Essentially, unless we’re willing to rewrite chunks of the game through custom scenarios, house rules, or are pretty relaxed about losing regularly, the very game system forces us toward newer models and a competitive nature – and most people hate to lose ALL the time.

If the question means why do we play GW at a tournament level, well, I don’t, really!  But I understand why people would – if you are competitive, it gives you an opportunity to show how good you are.  If you aren’t, its an opportunity to meet other gamers, show off your models and painting, and have a fun, hobby based day out.  Either way, you probably don’t want to spend the entire day being thrashed, so a reasonably competitive list is pretty much going to be needed.

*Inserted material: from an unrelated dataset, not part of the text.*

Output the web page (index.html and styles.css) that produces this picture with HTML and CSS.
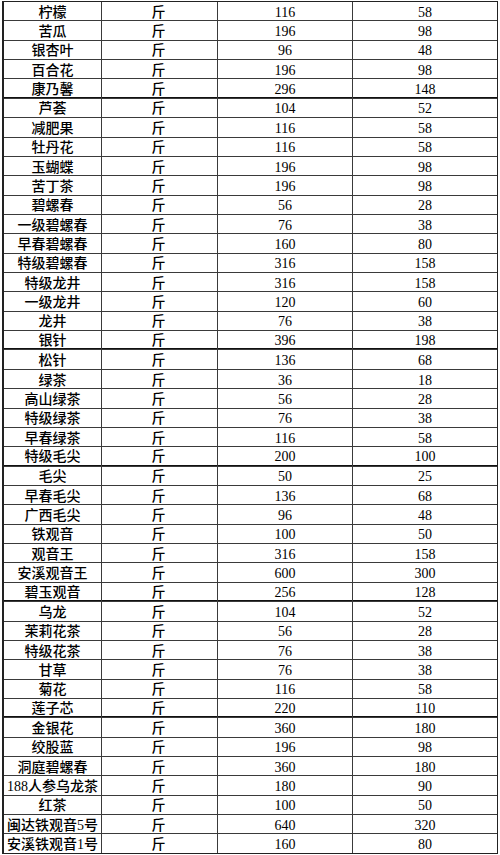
FILE: index.html
```html
<!DOCTYPE html>
<html lang="zh">
<head>
<meta charset="utf-8">
<link rel="stylesheet" href="styles.css">
</head>
<body>
<div class="price-table">
<div class="row"><div class="name">柠檬</div><div class="unit">斤</div><div class="num">116</div><div class="num">58</div></div>
<div class="row"><div class="name">苦瓜</div><div class="unit">斤</div><div class="num">196</div><div class="num">98</div></div>
<div class="row"><div class="name">银杏叶</div><div class="unit">斤</div><div class="num">96</div><div class="num">48</div></div>
<div class="row"><div class="name">百合花</div><div class="unit">斤</div><div class="num">196</div><div class="num">98</div></div>
<div class="row sep"><div class="name">康乃馨</div><div class="unit">斤</div><div class="num">296</div><div class="num">148</div></div>
<div class="row"><div class="name">芦荟</div><div class="unit">斤</div><div class="num">104</div><div class="num">52</div></div>
<div class="row"><div class="name">减肥果</div><div class="unit">斤</div><div class="num">116</div><div class="num">58</div></div>
<div class="row"><div class="name">牡丹花</div><div class="unit">斤</div><div class="num">116</div><div class="num">58</div></div>
<div class="row"><div class="name">玉蝴蝶</div><div class="unit">斤</div><div class="num">196</div><div class="num">98</div></div>
<div class="row"><div class="name">苦丁茶</div><div class="unit">斤</div><div class="num">196</div><div class="num">98</div></div>
<div class="row"><div class="name">碧螺春</div><div class="unit">斤</div><div class="num">56</div><div class="num">28</div></div>
<div class="row"><div class="name">一级碧螺春</div><div class="unit">斤</div><div class="num">76</div><div class="num">38</div></div>
<div class="row"><div class="name">早春碧螺春</div><div class="unit">斤</div><div class="num">160</div><div class="num">80</div></div>
<div class="row"><div class="name">特级碧螺春</div><div class="unit">斤</div><div class="num">316</div><div class="num">158</div></div>
<div class="row"><div class="name">特级龙井</div><div class="unit">斤</div><div class="num">316</div><div class="num">158</div></div>
<div class="row"><div class="name">一级龙井</div><div class="unit">斤</div><div class="num">120</div><div class="num">60</div></div>
<div class="row"><div class="name">龙井</div><div class="unit">斤</div><div class="num">76</div><div class="num">38</div></div>
<div class="row sep"><div class="name">银针</div><div class="unit">斤</div><div class="num">396</div><div class="num">198</div></div>
<div class="row"><div class="name">松针</div><div class="unit">斤</div><div class="num">136</div><div class="num">68</div></div>
<div class="row"><div class="name">绿茶</div><div class="unit">斤</div><div class="num">36</div><div class="num">18</div></div>
<div class="row"><div class="name">高山绿茶</div><div class="unit">斤</div><div class="num">56</div><div class="num">28</div></div>
<div class="row"><div class="name">特级绿茶</div><div class="unit">斤</div><div class="num">76</div><div class="num">38</div></div>
<div class="row"><div class="name">早春绿茶</div><div class="unit">斤</div><div class="num">116</div><div class="num">58</div></div>
<div class="row sep"><div class="name">特级毛尖</div><div class="unit">斤</div><div class="num">200</div><div class="num">100</div></div>
<div class="row"><div class="name">毛尖</div><div class="unit">斤</div><div class="num">50</div><div class="num">25</div></div>
<div class="row"><div class="name">早春毛尖</div><div class="unit">斤</div><div class="num">136</div><div class="num">68</div></div>
<div class="row"><div class="name">广西毛尖</div><div class="unit">斤</div><div class="num">96</div><div class="num">48</div></div>
<div class="row"><div class="name">铁观音</div><div class="unit">斤</div><div class="num">100</div><div class="num">50</div></div>
<div class="row"><div class="name">观音王</div><div class="unit">斤</div><div class="num">316</div><div class="num">158</div></div>
<div class="row"><div class="name">安溪观音王</div><div class="unit">斤</div><div class="num">600</div><div class="num">300</div></div>
<div class="row sep"><div class="name">碧玉观音</div><div class="unit">斤</div><div class="num">256</div><div class="num">128</div></div>
<div class="row"><div class="name">乌龙</div><div class="unit">斤</div><div class="num">104</div><div class="num">52</div></div>
<div class="row"><div class="name">茉莉花茶</div><div class="unit">斤</div><div class="num">56</div><div class="num">28</div></div>
<div class="row"><div class="name">特级花茶</div><div class="unit">斤</div><div class="num">76</div><div class="num">38</div></div>
<div class="row"><div class="name">甘草</div><div class="unit">斤</div><div class="num">76</div><div class="num">38</div></div>
<div class="row"><div class="name">菊花</div><div class="unit">斤</div><div class="num">116</div><div class="num">58</div></div>
<div class="row sep"><div class="name">莲子芯</div><div class="unit">斤</div><div class="num">220</div><div class="num">110</div></div>
<div class="row"><div class="name">金银花</div><div class="unit">斤</div><div class="num">360</div><div class="num">180</div></div>
<div class="row"><div class="name">绞股蓝</div><div class="unit">斤</div><div class="num">196</div><div class="num">98</div></div>
<div class="row"><div class="name">洞庭碧螺春</div><div class="unit">斤</div><div class="num">360</div><div class="num">180</div></div>
<div class="row"><div class="name">188人参乌龙茶</div><div class="unit">斤</div><div class="num">180</div><div class="num">90</div></div>
<div class="row"><div class="name">红茶</div><div class="unit">斤</div><div class="num">100</div><div class="num">50</div></div>
<div class="row"><div class="name">闽达铁观音5号</div><div class="unit">斤</div><div class="num">640</div><div class="num">320</div></div>
<div class="row"><div class="name">安溪铁观音1号</div><div class="unit">斤</div><div class="num">160</div><div class="num">80</div></div>
</div>
</body>
</html>
```
FILE: styles.css
```css
html, body {
  margin: 0;
  padding: 0;
  background: #ffffff;
}
body {
  padding: 1px 0 0 2px;
}
.price-table {
  width: 496px;
  box-sizing: border-box;
  display: grid;
  grid-template-columns: 97px 115px 134px 144px;
  grid-auto-rows: 18.36px;
  gap: 1px;
  background: #3a3a3a;
  border: 1px solid #222222;
  border-left-width: 2px;
  font-family: "Liberation Serif", "Noto Sans CJK SC", serif;
  font-size: 14px;
  color: #000000;
}
.row {
  display: contents;
}
.row > div {
  background: #ffffff;
  display: flex;
  align-items: center;
  justify-content: center;
  white-space: nowrap;
  overflow: hidden;
  line-height: 1;
  box-sizing: border-box;
  padding-top: 3px;
}
.name {
  font-weight: 500;
}
.unit {
  font-weight: 500;
  padding-right: 2px;
}
.num {
  font-weight: 400;
}
.row.sep > div {
  border-bottom: 1px solid #111111;
}
```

Is a little competition bad?  Not if it forces us to excel.  I’m lucky that I can just enjoy my gaming with the models I have .  I don’t think I’d like to play with someone who feels that the real fun is the win, not the game.  Still, without fixing a very broken points system for match ups – Warhammer is never going to be a good vehicle for genuine fair competition.  Fun, yes, but all a competition will show is an element of guessing from rock, paper, scissors style armies (and unit types), and a fair chunk of money to field the latest models, with some tactical skill to use them.  It won’t show the better general.